*** DATASET EXTRACT ***
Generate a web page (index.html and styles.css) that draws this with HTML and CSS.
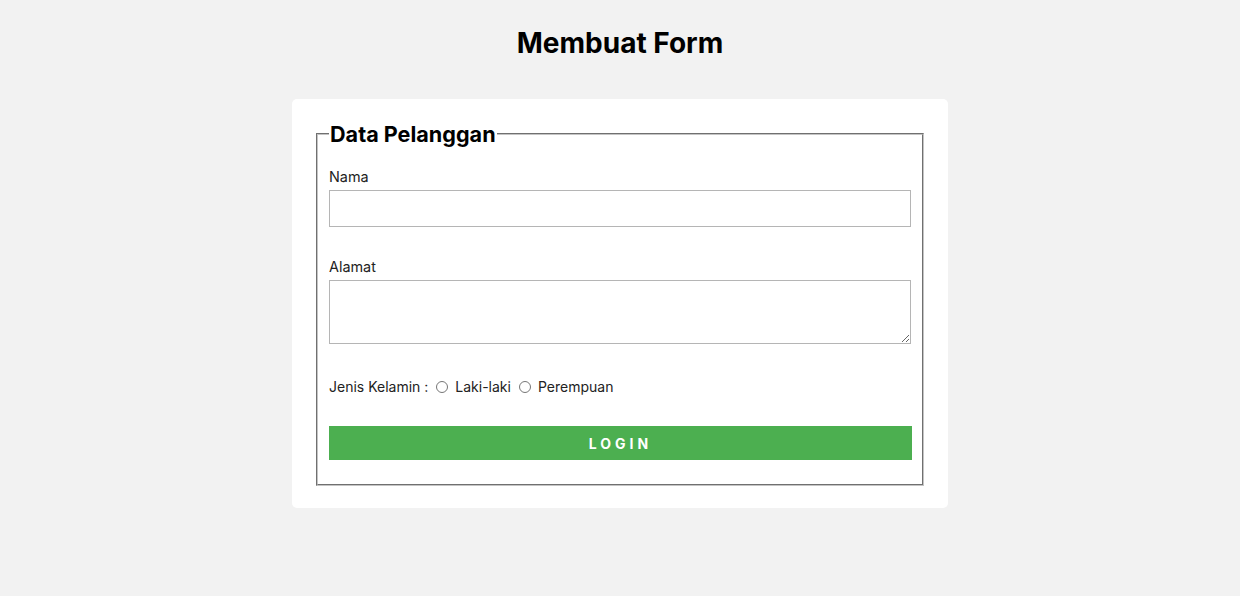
FILE: index.html
```html
<!DOCTYPE html>
<html lang="id">
<head>
<meta charset="utf-8">
<title>Membuat Form</title>
<link rel="stylesheet" href="styles.css">
</head>
<body>
<h1 class="title">Membuat Form</h1>
<div class="card">
  <form class="form">
    <fieldset class="group">
      <legend class="legend">Data Pelanggan</legend>
      <label class="label" for="nama">Nama</label>
      <input class="field" type="text" id="nama">
      <label class="label label-gap" for="alamat">Alamat</label>
      <textarea class="field area" id="alamat"></textarea>
      <div class="gender">
        <span>Jenis Kelamin :</span>
        <input class="radio" type="radio" name="jk" id="laki"><label for="laki">Laki-laki</label>
        <input class="radio" type="radio" name="jk" id="perempuan"><label for="perempuan">Perempuan</label>
      </div>
      <button class="btn" type="button">LOGIN</button>
    </fieldset>
  </form>
</div>
</body>
</html>
```
FILE: styles.css
```css
html, body {
  margin: 0;
  padding: 0;
  background: #f2f2f2;
  font-family: Inter, "Noto Sans", sans-serif;
  color: #222;
}
.title {
  margin: 26px 0 39px;
  text-align: center;
  font-size: 28px;
  line-height: 34px;
  font-weight: 700;
  color: #000;
}
.card {
  width: 612px;
  margin: 0 auto;
  padding: 22px;
  background: #fff;
  border-radius: 5px;
}
.form { margin: 0; }
.group {
  margin: 0 2px;
  padding: 0 11px 9px 11px;
  border: 2px groove #c4c4c4;
}
.legend {
  padding: 0 1px;
  font-size: 21.6px;
  line-height: 26px;
  font-weight: 700;
  color: #000;
}
.label {
  display: block;
  margin-top: 20px;
  margin-bottom: 3px;
  font-size: 14.4px;
  line-height: 20px;
}
.label-gap { margin-top: 30px; }
.field {
  display: block;
  box-sizing: border-box;
  width: 100%;
  height: 37px;
  margin: 0;
  border: 1px solid #b5b5b5;
  font-family: inherit;
}
.area {
  height: 64px;
  resize: vertical;
}
.gender {
  display: flex;
  align-items: center;
  margin-top: 33px;
  font-size: 14px;
  line-height: 20px;
}
.radio {
  width: 12px;
  height: 12px;
  margin: 0 7px 0 8px;
}
.btn {
  display: block;
  width: calc(100% + 1px);
  height: 34px;
  margin: 29px 0 15px;
  border: 0;
  background: #4caf50;
  color: #fff;
  font-family: inherit;
  font-size: 14px;
  font-weight: 700;
  letter-spacing: 4px;
}
```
***
**EXERCISE DIRECTIONS**.
Copy out every line where the word "styles" occurs.

**SOLUTION FOR THIS EXERCISE**.
Generate a web page (index.html and styles.css) that draws this with HTML and CSS.
<link rel="stylesheet" href="styles.css">
FILE: styles.css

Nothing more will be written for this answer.